**Data provided:**

Begin

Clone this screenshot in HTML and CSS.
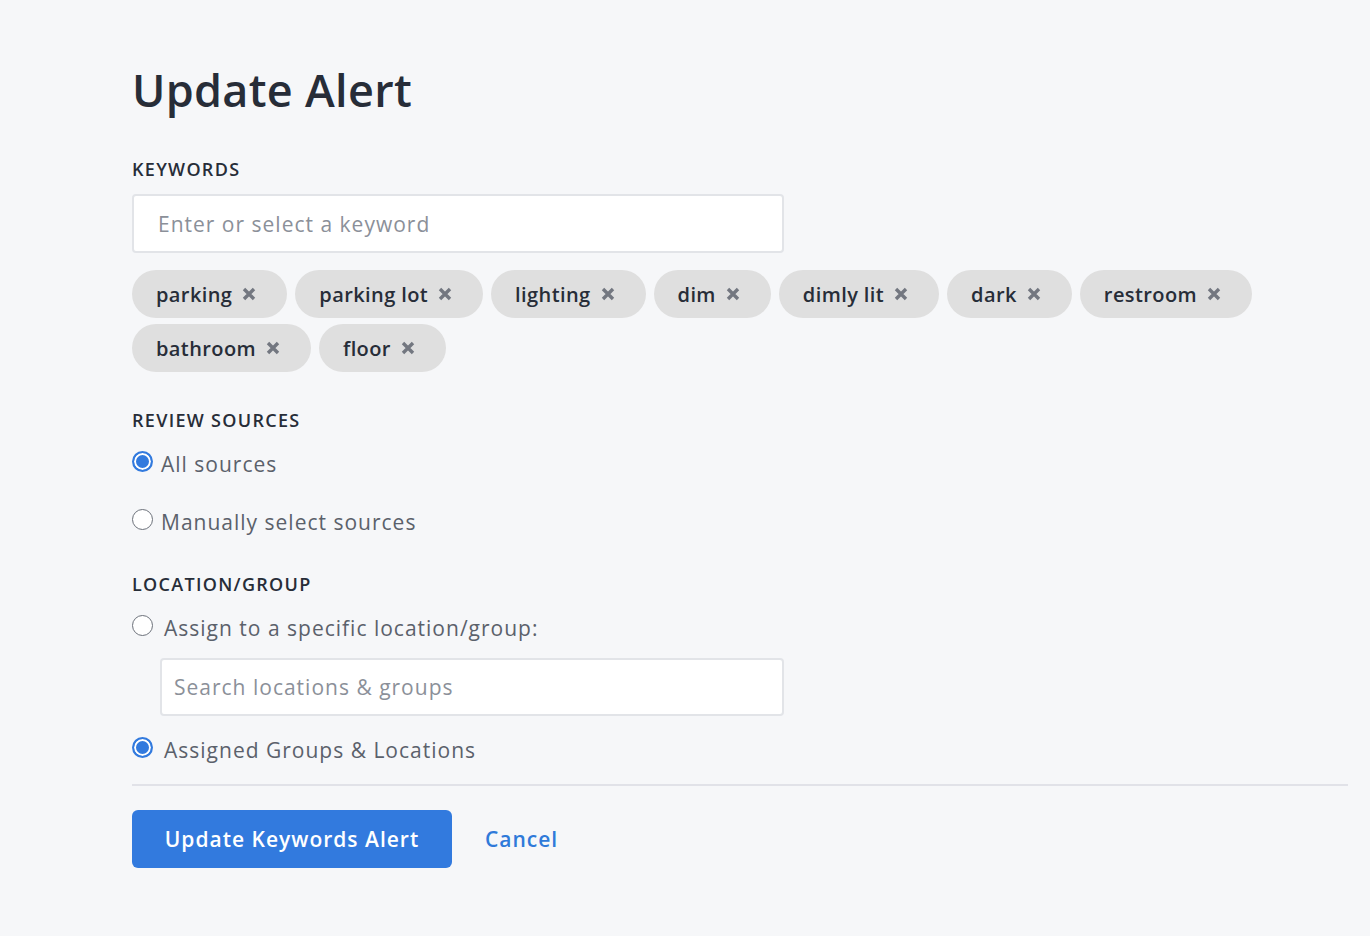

End
Begin

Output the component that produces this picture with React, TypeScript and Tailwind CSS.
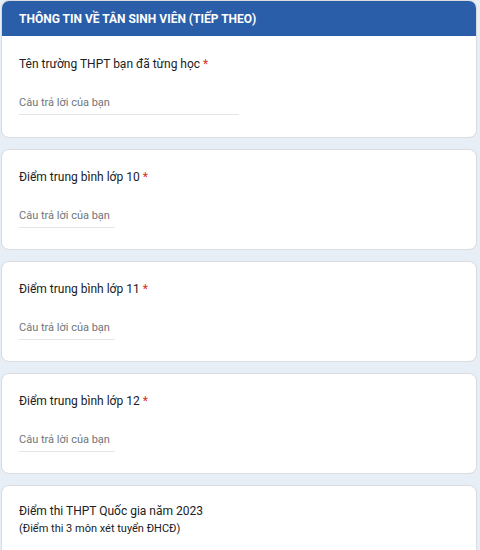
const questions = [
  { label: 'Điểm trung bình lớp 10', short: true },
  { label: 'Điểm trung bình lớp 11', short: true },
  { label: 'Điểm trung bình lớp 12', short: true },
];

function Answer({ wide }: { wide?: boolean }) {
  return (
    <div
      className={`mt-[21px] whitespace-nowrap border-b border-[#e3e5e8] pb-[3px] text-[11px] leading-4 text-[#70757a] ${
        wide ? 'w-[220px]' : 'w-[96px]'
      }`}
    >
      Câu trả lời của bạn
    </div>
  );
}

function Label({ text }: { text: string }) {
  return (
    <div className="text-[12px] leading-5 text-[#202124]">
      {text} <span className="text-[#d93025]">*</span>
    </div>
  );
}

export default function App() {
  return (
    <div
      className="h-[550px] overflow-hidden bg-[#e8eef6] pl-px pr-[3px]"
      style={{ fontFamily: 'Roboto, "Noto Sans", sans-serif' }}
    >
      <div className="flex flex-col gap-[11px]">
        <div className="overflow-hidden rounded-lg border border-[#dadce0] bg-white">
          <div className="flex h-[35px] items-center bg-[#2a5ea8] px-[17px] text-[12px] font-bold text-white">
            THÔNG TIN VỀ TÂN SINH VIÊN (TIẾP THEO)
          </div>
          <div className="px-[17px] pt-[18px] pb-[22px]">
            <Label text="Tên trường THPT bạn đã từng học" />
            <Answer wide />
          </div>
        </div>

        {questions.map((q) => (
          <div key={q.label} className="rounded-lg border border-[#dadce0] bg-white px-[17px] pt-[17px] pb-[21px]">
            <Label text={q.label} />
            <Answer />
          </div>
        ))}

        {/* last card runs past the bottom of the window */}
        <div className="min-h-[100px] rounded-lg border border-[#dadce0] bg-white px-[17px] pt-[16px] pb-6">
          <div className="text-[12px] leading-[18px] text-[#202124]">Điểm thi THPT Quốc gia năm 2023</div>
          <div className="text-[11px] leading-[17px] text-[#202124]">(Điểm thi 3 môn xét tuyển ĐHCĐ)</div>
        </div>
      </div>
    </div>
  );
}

End
Begin

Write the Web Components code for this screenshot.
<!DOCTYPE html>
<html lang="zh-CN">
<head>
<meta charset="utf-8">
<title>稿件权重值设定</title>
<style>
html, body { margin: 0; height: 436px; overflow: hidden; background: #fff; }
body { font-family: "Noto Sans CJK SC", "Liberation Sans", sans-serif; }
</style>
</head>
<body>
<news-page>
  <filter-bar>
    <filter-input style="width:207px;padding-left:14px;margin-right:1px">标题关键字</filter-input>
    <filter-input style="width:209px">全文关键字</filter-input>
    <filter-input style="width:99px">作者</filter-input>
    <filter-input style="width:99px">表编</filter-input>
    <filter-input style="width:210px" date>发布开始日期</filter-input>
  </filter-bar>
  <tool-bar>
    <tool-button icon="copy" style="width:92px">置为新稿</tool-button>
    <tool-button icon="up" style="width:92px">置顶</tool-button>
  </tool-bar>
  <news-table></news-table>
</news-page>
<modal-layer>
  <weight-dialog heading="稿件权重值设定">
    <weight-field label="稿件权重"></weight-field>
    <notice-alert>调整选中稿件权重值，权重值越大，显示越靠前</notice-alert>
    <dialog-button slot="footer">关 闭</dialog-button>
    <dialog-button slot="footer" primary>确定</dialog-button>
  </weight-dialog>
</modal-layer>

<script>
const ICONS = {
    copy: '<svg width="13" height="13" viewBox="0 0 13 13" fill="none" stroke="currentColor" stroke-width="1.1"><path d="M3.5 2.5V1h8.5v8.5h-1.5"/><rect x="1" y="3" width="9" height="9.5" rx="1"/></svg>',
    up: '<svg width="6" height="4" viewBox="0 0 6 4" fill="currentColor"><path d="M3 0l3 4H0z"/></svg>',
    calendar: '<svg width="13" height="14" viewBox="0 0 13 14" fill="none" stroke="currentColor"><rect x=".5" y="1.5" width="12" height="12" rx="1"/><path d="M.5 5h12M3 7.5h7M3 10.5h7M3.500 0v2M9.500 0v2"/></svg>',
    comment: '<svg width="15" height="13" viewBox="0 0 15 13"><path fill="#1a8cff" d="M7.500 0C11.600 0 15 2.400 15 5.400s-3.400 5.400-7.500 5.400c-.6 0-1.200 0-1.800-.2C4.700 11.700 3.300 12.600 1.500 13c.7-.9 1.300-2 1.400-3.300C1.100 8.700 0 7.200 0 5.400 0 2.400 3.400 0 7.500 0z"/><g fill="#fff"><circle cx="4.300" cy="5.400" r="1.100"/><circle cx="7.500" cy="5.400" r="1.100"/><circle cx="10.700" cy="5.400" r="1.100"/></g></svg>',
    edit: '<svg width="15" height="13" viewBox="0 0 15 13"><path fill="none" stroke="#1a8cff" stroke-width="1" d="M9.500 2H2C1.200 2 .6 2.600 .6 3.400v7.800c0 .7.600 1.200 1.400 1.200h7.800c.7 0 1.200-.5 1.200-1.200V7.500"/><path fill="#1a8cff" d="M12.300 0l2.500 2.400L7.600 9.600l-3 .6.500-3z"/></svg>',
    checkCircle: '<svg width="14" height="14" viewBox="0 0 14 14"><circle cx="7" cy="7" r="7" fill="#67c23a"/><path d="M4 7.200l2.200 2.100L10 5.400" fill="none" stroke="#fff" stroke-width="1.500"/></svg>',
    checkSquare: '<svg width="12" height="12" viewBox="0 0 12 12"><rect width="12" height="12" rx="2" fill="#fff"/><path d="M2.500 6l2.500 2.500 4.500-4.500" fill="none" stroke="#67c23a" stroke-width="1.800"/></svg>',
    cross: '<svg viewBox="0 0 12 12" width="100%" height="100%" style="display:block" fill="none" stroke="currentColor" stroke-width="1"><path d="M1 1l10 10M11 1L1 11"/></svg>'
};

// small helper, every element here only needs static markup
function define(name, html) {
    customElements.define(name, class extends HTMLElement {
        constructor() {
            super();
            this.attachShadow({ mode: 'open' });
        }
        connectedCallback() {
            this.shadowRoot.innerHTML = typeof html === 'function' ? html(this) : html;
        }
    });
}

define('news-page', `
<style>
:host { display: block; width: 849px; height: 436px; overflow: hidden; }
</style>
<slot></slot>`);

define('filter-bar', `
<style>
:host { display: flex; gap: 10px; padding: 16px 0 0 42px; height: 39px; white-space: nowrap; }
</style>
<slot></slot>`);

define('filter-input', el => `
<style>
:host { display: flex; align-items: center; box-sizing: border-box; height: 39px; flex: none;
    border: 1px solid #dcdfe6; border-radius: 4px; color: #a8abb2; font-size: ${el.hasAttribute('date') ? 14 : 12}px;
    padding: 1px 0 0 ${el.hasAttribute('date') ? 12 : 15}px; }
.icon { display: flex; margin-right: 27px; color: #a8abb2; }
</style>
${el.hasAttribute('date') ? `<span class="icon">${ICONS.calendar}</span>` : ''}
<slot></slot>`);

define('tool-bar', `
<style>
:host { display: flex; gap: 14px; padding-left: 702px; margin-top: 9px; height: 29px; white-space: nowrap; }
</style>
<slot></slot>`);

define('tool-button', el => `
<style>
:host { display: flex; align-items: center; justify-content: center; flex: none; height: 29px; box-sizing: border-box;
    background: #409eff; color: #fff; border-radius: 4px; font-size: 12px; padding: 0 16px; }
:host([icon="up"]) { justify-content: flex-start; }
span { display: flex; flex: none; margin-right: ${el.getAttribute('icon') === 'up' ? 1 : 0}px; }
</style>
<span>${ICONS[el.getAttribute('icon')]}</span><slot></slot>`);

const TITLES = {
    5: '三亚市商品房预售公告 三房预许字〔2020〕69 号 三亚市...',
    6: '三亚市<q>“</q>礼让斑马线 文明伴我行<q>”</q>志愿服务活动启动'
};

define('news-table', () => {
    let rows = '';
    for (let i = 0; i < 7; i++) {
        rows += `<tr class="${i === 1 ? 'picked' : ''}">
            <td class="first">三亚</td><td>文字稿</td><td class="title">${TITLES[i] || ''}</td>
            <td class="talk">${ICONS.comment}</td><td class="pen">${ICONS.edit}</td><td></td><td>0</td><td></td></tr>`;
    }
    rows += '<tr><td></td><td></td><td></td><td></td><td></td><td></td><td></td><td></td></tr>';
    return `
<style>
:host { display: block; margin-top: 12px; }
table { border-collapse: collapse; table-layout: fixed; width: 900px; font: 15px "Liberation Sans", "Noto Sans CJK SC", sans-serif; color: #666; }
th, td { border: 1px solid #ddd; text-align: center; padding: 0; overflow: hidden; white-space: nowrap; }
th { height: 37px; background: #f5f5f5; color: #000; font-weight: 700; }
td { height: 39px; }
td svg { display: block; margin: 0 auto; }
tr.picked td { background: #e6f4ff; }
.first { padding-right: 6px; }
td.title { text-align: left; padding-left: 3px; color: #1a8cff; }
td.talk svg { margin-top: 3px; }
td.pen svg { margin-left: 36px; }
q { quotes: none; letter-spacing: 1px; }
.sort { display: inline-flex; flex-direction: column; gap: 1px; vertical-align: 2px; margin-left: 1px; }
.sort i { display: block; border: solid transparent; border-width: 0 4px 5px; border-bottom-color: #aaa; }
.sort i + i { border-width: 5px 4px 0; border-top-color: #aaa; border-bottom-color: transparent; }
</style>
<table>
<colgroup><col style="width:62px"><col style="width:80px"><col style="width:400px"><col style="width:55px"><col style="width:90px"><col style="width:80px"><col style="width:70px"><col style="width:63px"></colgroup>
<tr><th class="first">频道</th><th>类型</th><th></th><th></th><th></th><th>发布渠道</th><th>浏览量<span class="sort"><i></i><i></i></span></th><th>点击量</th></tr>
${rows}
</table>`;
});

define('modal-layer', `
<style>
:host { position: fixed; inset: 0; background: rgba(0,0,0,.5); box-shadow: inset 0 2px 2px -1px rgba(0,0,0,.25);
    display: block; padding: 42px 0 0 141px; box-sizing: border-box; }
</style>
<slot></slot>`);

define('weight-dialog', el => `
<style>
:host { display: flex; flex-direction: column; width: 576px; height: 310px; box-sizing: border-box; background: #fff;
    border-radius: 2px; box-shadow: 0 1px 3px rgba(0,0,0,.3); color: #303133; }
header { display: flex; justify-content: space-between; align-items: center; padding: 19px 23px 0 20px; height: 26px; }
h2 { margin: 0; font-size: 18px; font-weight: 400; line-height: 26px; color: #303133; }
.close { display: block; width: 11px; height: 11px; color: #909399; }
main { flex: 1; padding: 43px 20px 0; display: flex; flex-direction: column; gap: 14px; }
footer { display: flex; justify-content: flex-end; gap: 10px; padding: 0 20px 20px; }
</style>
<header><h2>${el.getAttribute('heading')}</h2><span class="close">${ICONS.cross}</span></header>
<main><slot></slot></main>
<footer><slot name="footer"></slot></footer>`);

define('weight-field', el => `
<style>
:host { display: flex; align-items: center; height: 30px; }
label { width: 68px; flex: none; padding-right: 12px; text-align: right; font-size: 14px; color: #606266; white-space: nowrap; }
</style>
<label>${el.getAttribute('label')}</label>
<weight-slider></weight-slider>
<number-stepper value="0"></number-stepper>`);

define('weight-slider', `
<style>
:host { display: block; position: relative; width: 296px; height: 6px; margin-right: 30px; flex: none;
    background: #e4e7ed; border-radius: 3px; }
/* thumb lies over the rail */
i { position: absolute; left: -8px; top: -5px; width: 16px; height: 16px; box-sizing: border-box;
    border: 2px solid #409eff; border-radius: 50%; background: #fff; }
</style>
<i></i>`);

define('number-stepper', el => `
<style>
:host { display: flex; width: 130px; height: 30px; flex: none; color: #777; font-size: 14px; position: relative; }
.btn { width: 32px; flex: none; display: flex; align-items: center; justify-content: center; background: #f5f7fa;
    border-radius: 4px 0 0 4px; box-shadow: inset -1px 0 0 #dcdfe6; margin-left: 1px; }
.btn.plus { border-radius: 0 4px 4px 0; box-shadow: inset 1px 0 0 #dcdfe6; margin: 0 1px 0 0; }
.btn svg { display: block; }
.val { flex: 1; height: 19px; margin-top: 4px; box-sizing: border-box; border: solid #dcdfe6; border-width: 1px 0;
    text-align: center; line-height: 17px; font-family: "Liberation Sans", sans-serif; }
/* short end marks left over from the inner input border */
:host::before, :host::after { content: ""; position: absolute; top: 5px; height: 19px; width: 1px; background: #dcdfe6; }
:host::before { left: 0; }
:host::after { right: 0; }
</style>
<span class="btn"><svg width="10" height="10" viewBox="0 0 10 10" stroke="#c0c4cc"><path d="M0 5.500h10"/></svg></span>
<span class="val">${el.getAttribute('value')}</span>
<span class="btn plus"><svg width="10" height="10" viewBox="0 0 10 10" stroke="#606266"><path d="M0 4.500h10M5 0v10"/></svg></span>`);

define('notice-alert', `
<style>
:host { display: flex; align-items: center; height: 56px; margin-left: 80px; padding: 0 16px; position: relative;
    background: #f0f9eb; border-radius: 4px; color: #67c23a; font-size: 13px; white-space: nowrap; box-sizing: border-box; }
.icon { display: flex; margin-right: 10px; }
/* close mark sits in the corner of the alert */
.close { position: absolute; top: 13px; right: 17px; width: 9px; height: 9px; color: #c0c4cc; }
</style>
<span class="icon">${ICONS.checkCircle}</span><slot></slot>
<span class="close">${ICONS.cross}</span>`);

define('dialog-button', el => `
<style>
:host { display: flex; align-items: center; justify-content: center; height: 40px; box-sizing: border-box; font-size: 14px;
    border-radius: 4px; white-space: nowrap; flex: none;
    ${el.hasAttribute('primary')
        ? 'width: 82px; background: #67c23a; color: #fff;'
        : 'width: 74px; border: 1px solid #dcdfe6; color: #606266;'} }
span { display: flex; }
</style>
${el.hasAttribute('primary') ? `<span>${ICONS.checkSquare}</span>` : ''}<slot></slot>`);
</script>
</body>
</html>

End

**Stated problem:** Only the count is needed: the number of lines in the data that include the word "screenshot".

**Finished exercise:** 2